Ces lignes sont une fraude politique. Elles réunissent deux éléments-clé de la « gauche » petite bourgeoise qui tourne autour du PS depuis sa fondation en 1971 : son mépris pour les droits démocratiques, et son dédain envers les travailleurs.

D'abord, Macron est aussi un ennemi de la démocratie. Il a conseillé Hollande alors que le PS imposait un état d'urgence qui permet des détentions et des perquisitions arbitraires et une censure de la presse.
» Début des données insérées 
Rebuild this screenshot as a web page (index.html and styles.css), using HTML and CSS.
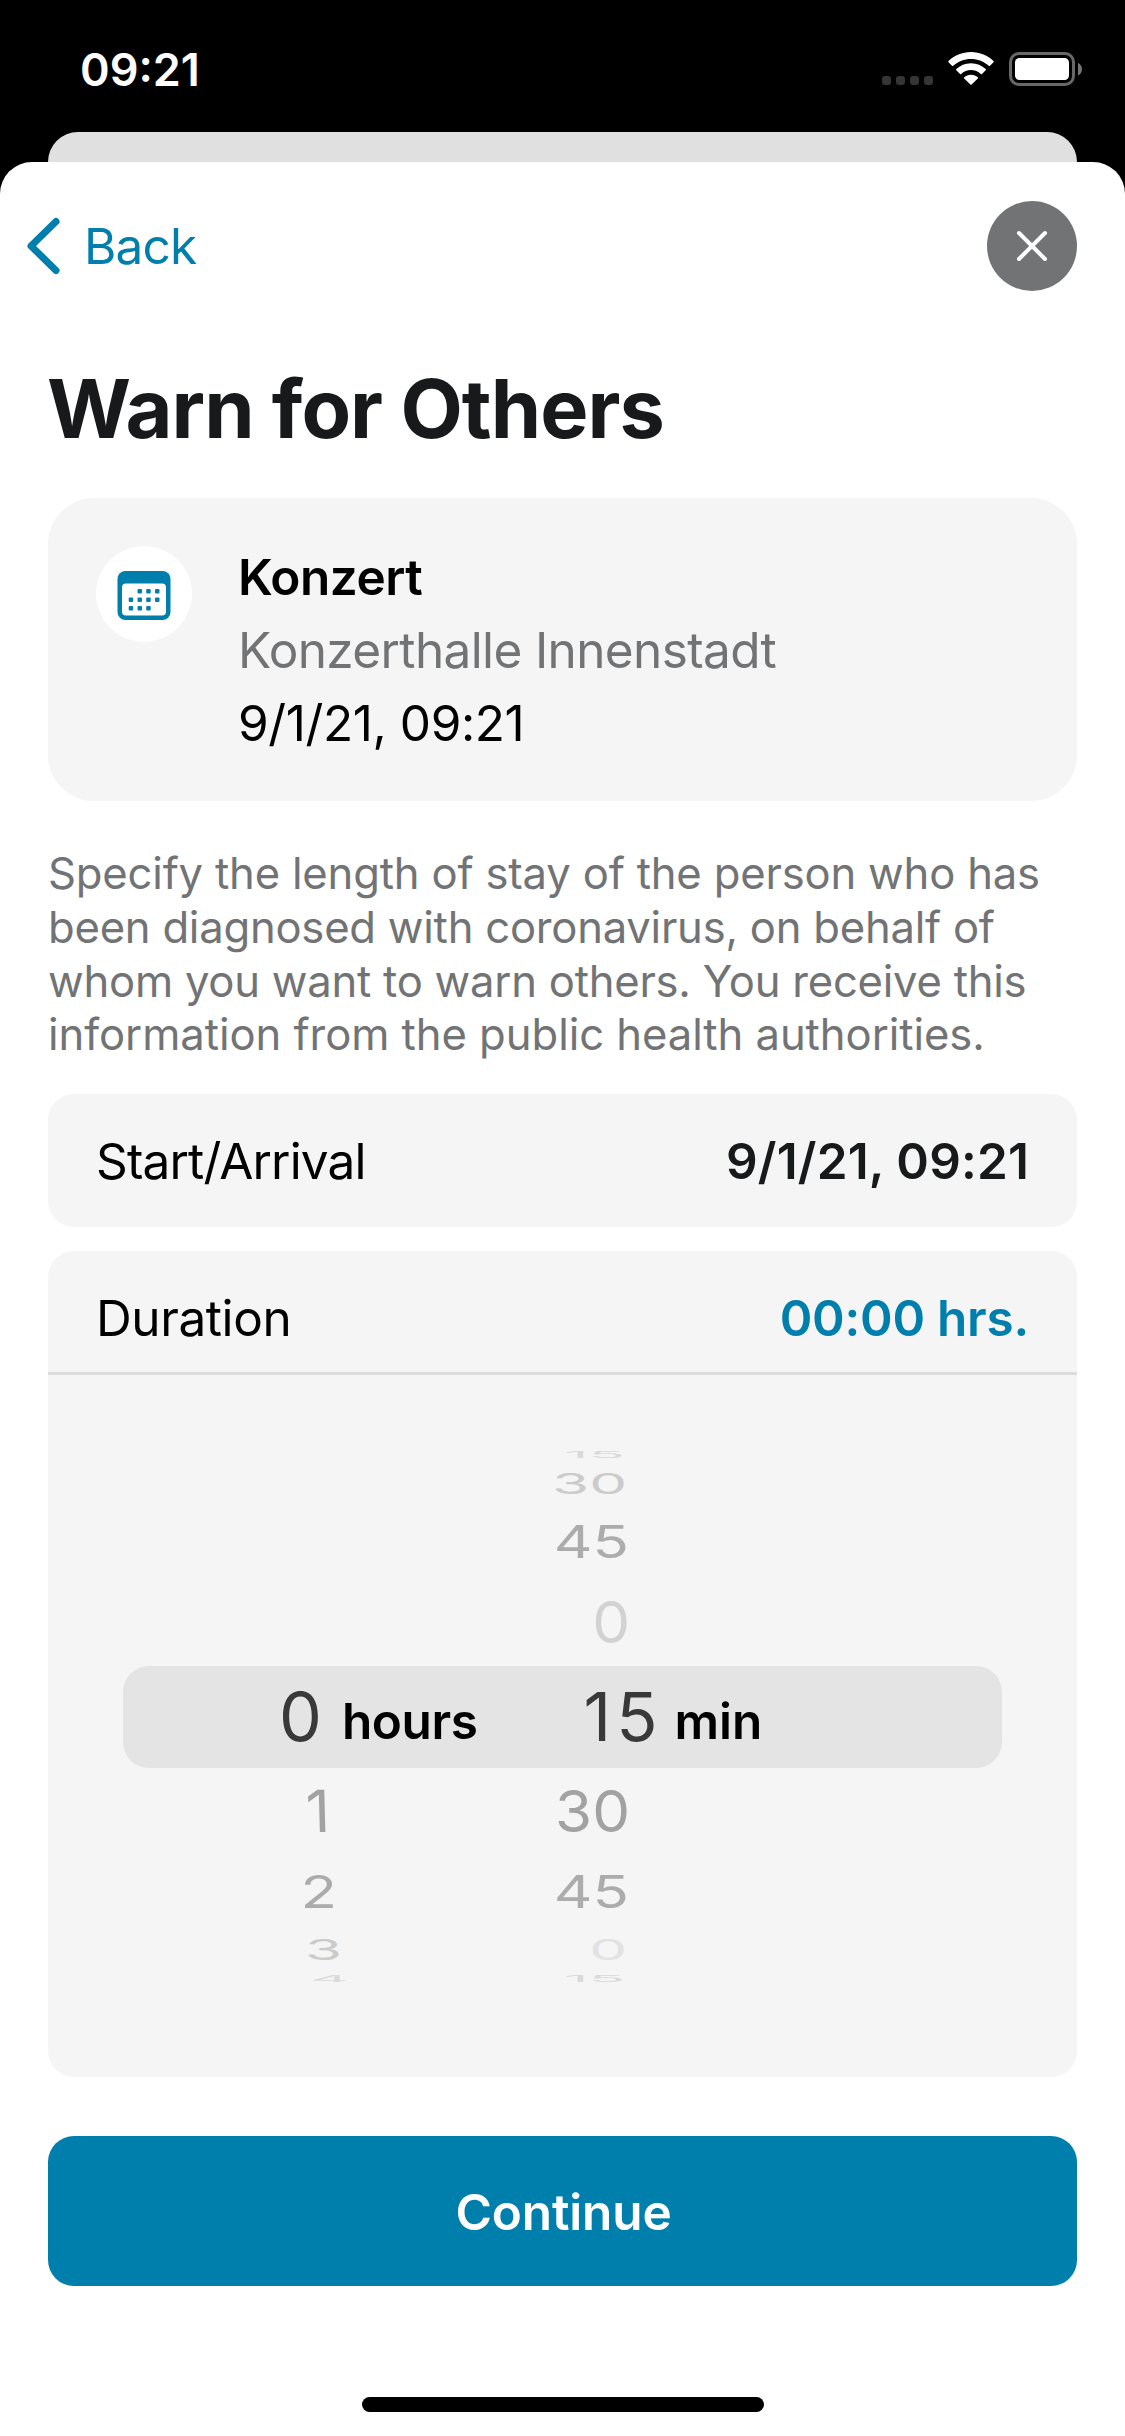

Quant au racisme et aux principes républicains, le gouvernement PS où Macron avait son portefeuille de ministre a mené une politique sinistre de déportation ethnique des Roms en une violation flagrante des principes de neutralité ethnique.

Ensuite, le dédain de Hufnagel pour la situation des Whirlpool est un exemple classique des forces motrices de la montée du FN. La domination, sur des décennies, de la « gauche » par le PS et des couches aisées des classes moyennes, qui acceptent sans broncher de laisser des milliers de travailleurs sur le carreau, permet aux néo-fascistes de prétendre être les véritables défenseurs du peuple.

La situation des Whirlpool à Amiens est symbolique de celle de millions de travailleurs. Macron voulait rencontrer des bureaucrates syndicaux, dans une tentative cynique d'exploiter cette situation pour se faire de la publicité. Mais il n'a pas osé aller à l'usine Whirlpool ou parler aux travailleurs, qui l'ont dénoncé aux médias. Un a dit à un délégué syndical qui allait rencontrer Macron : « Ne lui serrez pas la main. De toute façon, il en voudra pas de vos sales pattes de travailleurs ».

Sybille, une travailleuse à Whirlpool, a dit : « On va être licenciés, c’est sûr. Tout est contre nous. Alors aucun espoir en Macron. Pour lui, on est des illettrés, on n’a pas le QI pour voter pour lui ».

L'ami d'un travailleur retraité à Whirlpool a expliqué : « On est de la classe ouvrière, on ne vote pas Macron, nous ».

Le Pen a foncé sur l'occasion d'humilier Macron, en exploitant le gouffre de classe qui existe entre les travailleurs et les appareils syndicaux, qui sont financés par l'Etat et le patronat. Elle a rendu une visite-surprise à l'usine pour parler aux travailleurs et dénoncer Macron : « J’ai trouvé que c’était une preuve de tellement de mépris à l’égard de ce que vivent les salariés de Whirlpool que j’ai décidé de venir vous voir ». Elle s'est moquée de Macron, qui dégustait des « petits fours » avec les syndicats.

La démagogie populiste de Le Pen à Amiens est un avertissement : sur fond de colère sociale explosive, ceux qui tentent de bloquer l'opposition de gauche à Macron renforceront le FN. Le PES refuse toute compromission ou association avec Macron, quelle que soit sa nature, et lutte pour mobiliser les travailleurs contre les deux candidats sur un programme socialiste et internationaliste.